Hace un tiempo, un buen amigo comenzó una etapa de su vida que implicaba cierta dosis de mando. Cuando hubo transcurrido un año, le pregunté qué balance hacía. Me contestó con desencanto. Me explicó que al acercarte al poder descubres una verdad inquietante: nadie sabe hacia dónde vamos. «De hecho», me dijo, «a veces me pregunto cómo funcionan las cosas y me sorprendo pensando en una suerte de inercia, instinto o azar».

La realidad nos supera constantemente. No hay Gran Plan que pueda incluirlo todo, ni siquiera uno malvado: estamos solos. Las cosas parecen danzar más o menos en orden como lo hace el universo, pero nuestra incertidumbre no tiene fondo porque no tiene final. La seguridad, en política, es una cuestión de gesto. De la misma manera, creer en conspiraciones es tan solo una de las formas de nuestra esperanza porque supone que detrás de todo hay alguien que sabe realmente lo que pasa y sabe lo que hace, aunque sea para mal. Y eso nos otorga un raro consuelo. En momentos de crisis como el que ahora atravesamos, las teorías conspirativas se multiplican como los virus pues nuestro cerebro no está preparado para aceptar que no hay un porqué moral o inmoral detrás de nuestro miedo. Necesitamos construir un relato porque explicar las cosas nos acerca a la felicidad. Pero mi amigo también me regaló una perla que desde entonces guardo: «He aprendido a huir de la felicidad, porque he aprendido que dura poquísimo.
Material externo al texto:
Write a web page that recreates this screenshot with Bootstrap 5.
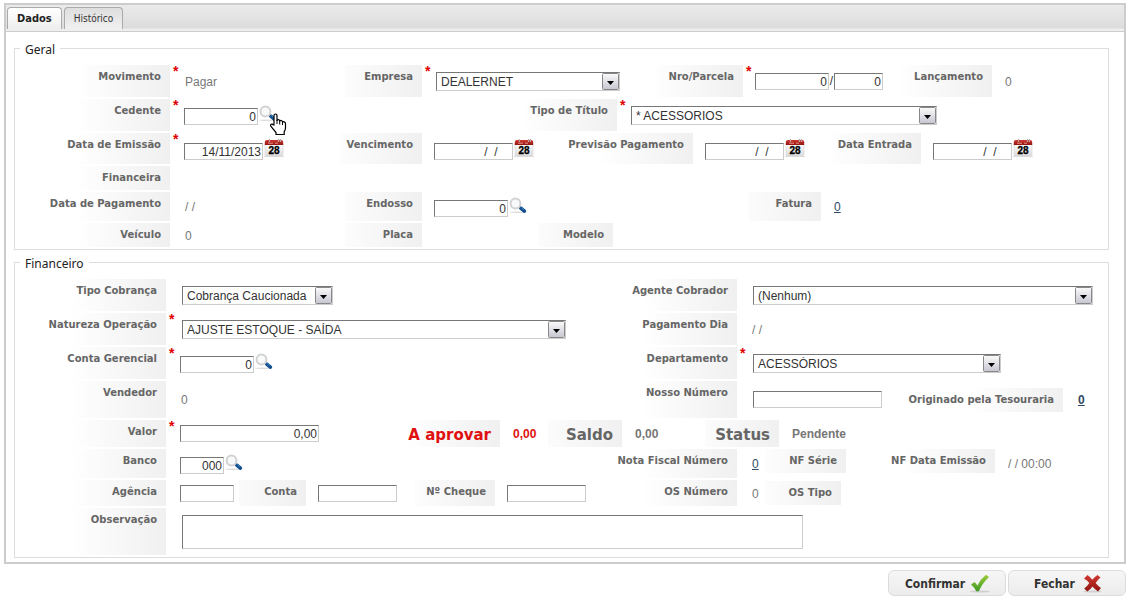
<!DOCTYPE html>
<html lang="pt-BR">
<head>
<meta charset="utf-8">
<meta name="viewport" content="width=device-width, initial-scale=1">
<title>Título</title>
<link href="https://cdn.jsdelivr.net/npm/bootstrap@5.3.0/dist/css/bootstrap.min.css" rel="stylesheet">
<style>
body { background: #fff; color: #777; font: 12px/14px "Liberation Sans", Arial, sans-serif; }

/* Panel and tabs */
.panel { border: 2px solid #ccc; margin: 3px 4px 6px; }
.panel .nav-tabs { background: linear-gradient(#ebebeb, #dcdcdc 23px, #eee 24px); border-bottom: 1px solid #ccc; height: 27px; padding: 2px 1px 2px; gap: 2px; }
.panel .nav-link { border: 1px solid #aaa; border-bottom: 0; border-radius: 4px 4px 0 0; margin: 0; padding: 0 9px; height: 22px; font: 10px/20px "DejaVu Sans Condensed", "DejaVu Sans", sans-serif; color: #333; background: linear-gradient(#dedede, #f0f0f0); }
.panel .nav-link.active { font-weight: 700; font-size: 11px; color: #222; background: linear-gradient(#fff, #eee); border-color: #aaa; }
.panel-inner { padding: 8px 15px 4px 8px; }

/* Groups */
.group { border: 1px solid #ddd; padding: 8px 3px 2px; }
.group + .group { margin-top: 4px; }
.group legend { float: none; width: auto; margin: 0 0 0 2px; padding: 2px 5px 0; font: 12px/15px "Noto Sans", sans-serif; color: #222; }
.line { display: grid; margin-bottom: 2px; height: 32px; }
.line:last-child { margin-bottom: 0; }
.line > * { min-width: 0; }
.h24 { height: 24px; } .h26 { height: 26px; } .h27 { height: 27px; } .h29 { height: 29px; }
.h31 { height: 31px; } .h37 { height: 37px; } .h47 { height: 47px; }

.g1 { grid-template-columns: 152fr 175fr 77fr 233fr 88fr 157fr 92fr 113fr; }
.g2 { grid-template-columns: 152fr 355fr 92fr 488fr; }
.g3 { grid-template-columns: 152fr 170fr 82fr 138fr 133fr 137fr 91fr 184fr; }
.g4 { grid-template-columns: 152fr 935fr; }
.g5 { grid-template-columns: 152fr 175fr 77fr 327fr 72fr 284fr; }
.g6 { grid-template-columns: 152fr 175fr 77fr 117fr 74fr 492fr; }
.f1 { grid-template-columns: 148fr 459fr 112fr 368fr; }
.f4 { grid-template-columns: 148fr 459fr 112fr 158fr 168fr 42fr; }
.f5 { grid-template-columns: 148fr 234fr 100fr 48fr 74fr 83fr 74fr 326fr; }
.f6 { grid-template-columns: 148fr 459fr 112fr 28fr 81fr 34fr 115fr 110fr; }
.f7 { grid-template-columns: 148fr 73fr 67fr 109fr 80fr 130fr 112fr 28fr 76fr 264fr; }
.f8 { grid-template-columns: 148fr 939fr; }

.tag { display: flex; justify-content: flex-end; padding: 5px 9px 0 0; white-space: nowrap; color: #666; font: bold 10px/14px "DejaVu Sans", Verdana, sans-serif; background: linear-gradient(to right, rgba(240,240,240,0), #f0f0f0) right / 95px 100% no-repeat; }
.tag-big { font-size: 15px; line-height: 20px; }
.tag-short { height: 24px; }
.val { display: flex; align-items: center; white-space: nowrap; padding-left: 12px; position: relative; }
.val.main { padding-left: 14px; }
.val > .txt { margin-left: 1px; padding-top: 1px; }
.val > b.txt { padding-top: 0; }
.val.wide { padding-left: 16px; }
.req::before { content: "*"; position: absolute; left: 3px; top: -1px; color: #e00000; font: bold 14px/14px "Liberation Sans", Arial, sans-serif; }
.due { color: #e01010; }
.val a { color: #2f4a66; }

/* Controls */
.box, .pick { border: 1px solid; border-color: #777 #ccc #ccc #777; border-radius: 0; background-color: #fff; color: #333; font: 12px/14px "Liberation Sans", Arial, sans-serif; }
.box { height: 17px; padding: 1px 1px 0; text-align: right; }
.pick { appearance: none; height: 19px; padding: 1px 18px 0 4px; margin-left: 2px;
  background: #fff url("data:image/svg+xml,%3Csvg xmlns='http://www.w3.org/2000/svg' width='17' height='17'%3E%3ClinearGradient id='g' x2='0' y2='1'%3E%3Cstop stop-color='%23fbfbfb'/%3E%3Cstop offset='1' stop-color='%23c6c6d2'/%3E%3C/linearGradient%3E%3Crect x='.5' y='.5' width='16' height='16' rx='1' fill='url(%23g)' stroke='%23888'/%3E%3Cpath d='M5 8h7l-3.500 4z' fill='%23000'/%3E%3C/svg%3E") right 0 center no-repeat; }
.area { height: 34px; margin-left: 2px; resize: none; text-align: left; }
.w45 { width: 44px; } .w49 { width: 49px; } .w54 { width: 54px; } .w74 { width: 74px; } .w79 { width: 79px; }
.w129 { width: 129px; } .w139 { width: 139px; } .w151 { width: 151px; } .w184 { width: 184px; } .w248 { width: 248px; }
.w306 { width: 306px; } .w340 { width: 340px; } .w384 { width: 384px; } .w621 { width: 621px; }
.slash { width: 5px; text-align: center; color: #333; }
.ibtn { border: 0; background: none; padding: 0; display: block; margin: 0 0 3px 1px; position: relative; }
.ibtn.date { margin-bottom: 2px; }
.ibtn svg { display: block; }
.hand { position: absolute; left: 10px; top: 8px; }

.actions { gap: 2px; }
.act { width: 118px; height: 26px; border: 1px solid #dcdcdc; border-radius: 6px; padding: 2px 0 0 2px; color: #333; background: linear-gradient(#f6f6f6, #ececec); font: bold 12px/20px "DejaVu Sans Condensed", "DejaVu Sans", sans-serif; }
</style>
</head>
<body>
<svg width="0" height="0" class="position-absolute" aria-hidden="true">
  <defs>
    <linearGradient id="lgRed" x2="0" y2="1"><stop stop-color="#d2382f"/><stop offset="1" stop-color="#8e1512"/></linearGradient>
    <linearGradient id="lgGreen" x2="0" y2="1"><stop stop-color="#9ccc35"/><stop offset="1" stop-color="#3f9a28"/></linearGradient>
    <linearGradient id="lgPage" x2="0" y2="1"><stop stop-color="#fff"/><stop offset="1" stop-color="#dcdcdc"/></linearGradient>
  </defs>
</svg>
<svg class="d-none" aria-hidden="true">
  <symbol id="lens" viewBox="0 0 18 17">
    <ellipse cx="8" cy="15.300" rx="8" ry=".8" fill="#ddd"/>
    <path d="M10.500 10.500l2 1.500" stroke="#999" stroke-width="2"/>
    <path d="M11.800 11.200l3.600 3" stroke="#134f8f" stroke-width="3.600" stroke-linecap="round"/>
    <path d="M12.300 10.700l2.600 2" stroke="#3f86c4" stroke-width="1"/>
    <circle cx="6.500" cy="6.500" r="4.900" fill="#f7f9fa" stroke="#d2d2d2" stroke-width="2"/>
  </symbol>
  <symbol id="cal" viewBox="0 0 20 20">
    <rect x="0" y="18" width="20" height="1" fill="#ddd"/>
    <rect x="1" y="5" width="18" height="13" rx="1.500" fill="url(#lgPage)" stroke="#d5d5d5" stroke-width=".6"/>
    <path d="M.8 7V4Q.8 2 3 2H17Q19.200 2 19.200 4V7z" fill="url(#lgRed)"/>
    <path d="M5.500 1v3M14.500 1v3M16.500 1v3" stroke="#b9a5a5" stroke-width="1.200"/>
    <path d="M4 5.200h5M11 5.200h3" stroke="#e9908a" stroke-width="1"/>
    <text x="10" y="15.500" text-anchor="middle" font-family="Liberation Sans, Arial, sans-serif" font-weight="700" font-size="10" fill="#000" stroke="#000" stroke-width=".3">28</text>
  </symbol>
</svg>

<main class="panel">
  <ul class="nav nav-tabs" role="tablist">
    <li class="nav-item"><button class="nav-link active" type="button" role="tab" aria-selected="true">Dados</button></li>
    <li class="nav-item"><button class="nav-link" type="button" role="tab" aria-selected="false">Histórico</button></li>
  </ul>
  <form class="panel-inner" id="titulo">
    <fieldset class="group">
      <legend>Geral</legend>
      <div class="line g1">
        <span class="tag">Movimento</span><div class="val main req"><span class="txt">Pagar</span></div>
        <label class="tag" for="empresa">Empresa</label><div class="val req"><select class="pick w184" id="empresa"><option>DEALERNET</option></select></div>
        <label class="tag" for="nro">Nro/Parcela</label><div class="val req"><input class="box w74" id="nro" value="0"><span class="slash">/</span><input class="box w49" aria-label="Parcela" value="0"></div>
        <span class="tag">Lançamento</span><div class="val"><span class="txt">0</span></div>
      </div>
      <div class="line g2">
        <label class="tag" for="cedente">Cedente</label>
        <div class="val main req"><div class="d-flex align-items-end"><input class="box w74" id="cedente" value="0"><button class="ibtn" type="button" aria-label="Buscar cedente"><svg width="18" height="17"><use href="#lens"/></svg><svg class="hand" width="18" height="23" viewBox="0 0 18 23"><path d="M5 12V2.500Q5 1 6.500 1T8 2.500V8Q8 6.500 9.400 6.700T10.700 8.500Q11 7.200 12.300 7.500T13.500 9.500Q14 8.500 15.200 8.800T16.500 10.500V15Q16.500 17 15.200 18.500V21.500H7V19.500L2 13.500Q1 12 2.200 11.300T4.200 12z" fill="#fff" stroke="#000" stroke-width="1.200"/><path d="M8 7v4M10.700 8v3.500M13.500 9v3" stroke="#000" stroke-width="1"/></svg></button></div></div>
        <label class="tag" for="tipo">Tipo de Título</label><div class="val req"><select class="pick w306" id="tipo"><option>* ACESSORIOS</option></select></div>
      </div>
      <div class="line g3 h31">
        <label class="tag" for="emissao">Data de Emissão</label>
        <div class="val main req"><div class="d-flex align-items-end"><input class="box w79" id="emissao" value="14/11/2013"><button class="ibtn date" type="button" aria-label="Calendário"><svg width="20" height="20"><use href="#cal"/></svg></button></div></div>
        <label class="tag" for="venc">Vencimento</label>
        <div class="val"><div class="d-flex align-items-end"><input class="box w79" id="venc" value="/  /    "><button class="ibtn date" type="button" aria-label="Calendário"><svg width="20" height="20"><use href="#cal"/></svg></button></div></div>
        <label class="tag" for="prev">Previsão Pagamento</label>
        <div class="val"><div class="d-flex align-items-end"><input class="box w79" id="prev" value="/  /    "><button class="ibtn date" type="button" aria-label="Calendário"><svg width="20" height="20"><use href="#cal"/></svg></button></div></div>
        <label class="tag" for="entrada">Data Entrada</label>
        <div class="val"><div class="d-flex align-items-end"><input class="box w79" id="entrada" value="/  /    "><button class="ibtn date" type="button" aria-label="Calendário"><svg width="20" height="20"><use href="#cal"/></svg></button></div></div>
      </div>
      <div class="line g4 h24"><span class="tag">Financeira</span><div class="val"></div></div>
      <div class="line g5 h29">
        <span class="tag">Data de Pagamento</span><div class="val main"><span class="txt">/ /</span></div>
        <label class="tag" for="endosso">Endosso</label>
        <div class="val"><div class="d-flex align-items-end"><input class="box w74" id="endosso" value="0"><button class="ibtn" type="button" aria-label="Buscar endosso"><svg width="18" height="17"><use href="#lens"/></svg></button></div></div>
        <span class="tag">Fatura</span><div class="val"><a class="txt" href="#fatura">0</a></div>
      </div>
      <div class="line g6 h24">
        <span class="tag">Veículo</span><div class="val main"><span class="txt">0</span></div>
        <span class="tag">Placa</span><div class="val"></div>
        <span class="tag">Modelo</span><div class="val"></div>
      </div>
    </fieldset>

    <fieldset class="group">
      <legend>Financeiro</legend>
      <div class="line f1">
        <label class="tag" for="cobranca">Tipo Cobrança</label><div class="val main"><select class="pick w151" id="cobranca"><option>Cobrança Caucionada</option></select></div>
        <label class="tag" for="agente">Agente Cobrador</label><div class="val main"><select class="pick w340" id="agente"><option>(Nenhum)</option></select></div>
      </div>
      <div class="line f1">
        <label class="tag" for="natureza">Natureza Operação</label><div class="val main req"><select class="pick w384" id="natureza"><option>AJUSTE ESTOQUE - SAÍDA</option></select></div>
        <span class="tag">Pagamento Dia</span><div class="val main"><span class="txt">/ /</span></div>
      </div>
      <div class="line f1">
        <label class="tag" for="gerencial">Conta Gerencial</label>
        <div class="val main req"><div class="d-flex align-items-end"><input class="box w74" id="gerencial" value="0"><button class="ibtn" type="button" aria-label="Buscar conta"><svg width="18" height="17"><use href="#lens"/></svg></button></div></div>
        <label class="tag" for="depto">Departamento</label><div class="val main req"><select class="pick w248" id="depto"><option>ACESSÓRIOS</option></select></div>
      </div>
      <div class="line f4 h37">
        <span class="tag">Vendedor</span><div class="val main"><span class="txt">0</span></div>
        <label class="tag" for="nosso">Nosso Número</label><div class="val wide"><input class="box w129" id="nosso"></div>
        <span class="tag tag-short align-self-center">Originado pela Tesouraria</span><div class="val main"><a class="txt fw-bold" href="#tesouraria">0</a></div>
      </div>
      <div class="line f5 h27">
        <label class="tag" for="valor">Valor</label><div class="val main req"><input class="box w139" id="valor" value="0,00"></div>
        <span class="tag tag-big due">A aprovar</span><div class="val"><b class="txt due">0,00</b></div>
        <span class="tag tag-big">Saldo</span><div class="val"><b class="txt">0,00</b></div>
        <span class="tag tag-big">Status</span><div class="val"><b class="txt">Pendente</b></div>
      </div>
      <div class="line f6 h29">
        <label class="tag" for="banco">Banco</label>
        <div class="val main"><div class="d-flex align-items-end"><input class="box w45" id="banco" value="000"><button class="ibtn" type="button" aria-label="Buscar banco"><svg width="18" height="17"><use href="#lens"/></svg></button></div></div>
        <span class="tag">Nota Fiscal Número</span><div class="val main"><a class="txt" href="#nota">0</a></div>
        <span class="tag tag-short">NF Série</span><div class="val"></div>
        <span class="tag tag-short">NF Data Emissão</span><div class="val"><span class="txt">/ / 00:00</span></div>
      </div>
      <div class="line f7 h26">
        <label class="tag" for="agencia">Agência</label><div class="val main"><input class="box w54" id="agencia"></div>
        <label class="tag" for="conta">Conta</label><div class="val"><input class="box w79" id="conta"></div>
        <label class="tag" for="cheque">Nº Cheque</label><div class="val"><input class="box w79" id="cheque"></div>
        <span class="tag">OS Número</span><div class="val main"><span class="txt">0</span></div>
        <span class="tag tag-short align-self-center">OS Tipo</span><div class="val"></div>
      </div>
      <div class="line f8 h47">
        <label class="tag" for="obs">Observação</label><div class="val main"><textarea class="box area w621" id="obs"></textarea></div>
      </div>
    </fieldset>
  </form>
</main>

<div class="actions d-flex justify-content-end px-1">
  <button class="act d-flex align-items-center justify-content-center gap-1" type="submit" form="titulo">Confirmar
    <svg width="22" height="20" viewBox="0 0 22 20"><ellipse cx="11" cy="17.500" rx="10" ry="1" fill="#d0d0d0"/><path d="M2 10.500L5.500 8Q7.500 9.800 8.300 11.800Q11.500 5 17 .8L20 3Q13.500 9 9.800 17.200H7.200Q5.500 13.500 2 10.500z" fill="url(#lgGreen)"/></svg></button>
  <button class="act d-flex align-items-center justify-content-center gap-2" type="button">Fechar
    <svg width="19" height="20" viewBox="0 0 19 20"><ellipse cx="9.500" cy="17.500" rx="9" ry="1" fill="#d0d0d0"/><path d="M1 4.500L4.500 1Q7.500 3.200 9.300 5.800Q11.500 3 14.500 1L17.500 3.500Q14.500 6 12.600 9Q15 12 18 14L15 17.500Q12 15.500 9.500 12.500Q7.500 15.500 4.300 17.500L1.200 14.500Q4.500 12 6.300 9Q4 6.300 1 4.500z" fill="url(#lgRed)"/></svg></button>
</div>
<script src="https://cdn.jsdelivr.net/npm/bootstrap@5.3.0/dist/js/bootstrap.bundle.min.js"></script>
</body>
</html>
He aprendido que todo lo sabemos ya desde los presocráticos, que se nos olvida y que lo recordamos con sangre».

Sin embargo, todo esto no debe importar nunca a un político profesional, al fin y al cabo ya decía Churchill que el político debe ser capaz de predecir lo que va a pasar mañana, el mes próximo y al año que viene, y de explicar después por qué no ha ocurrido.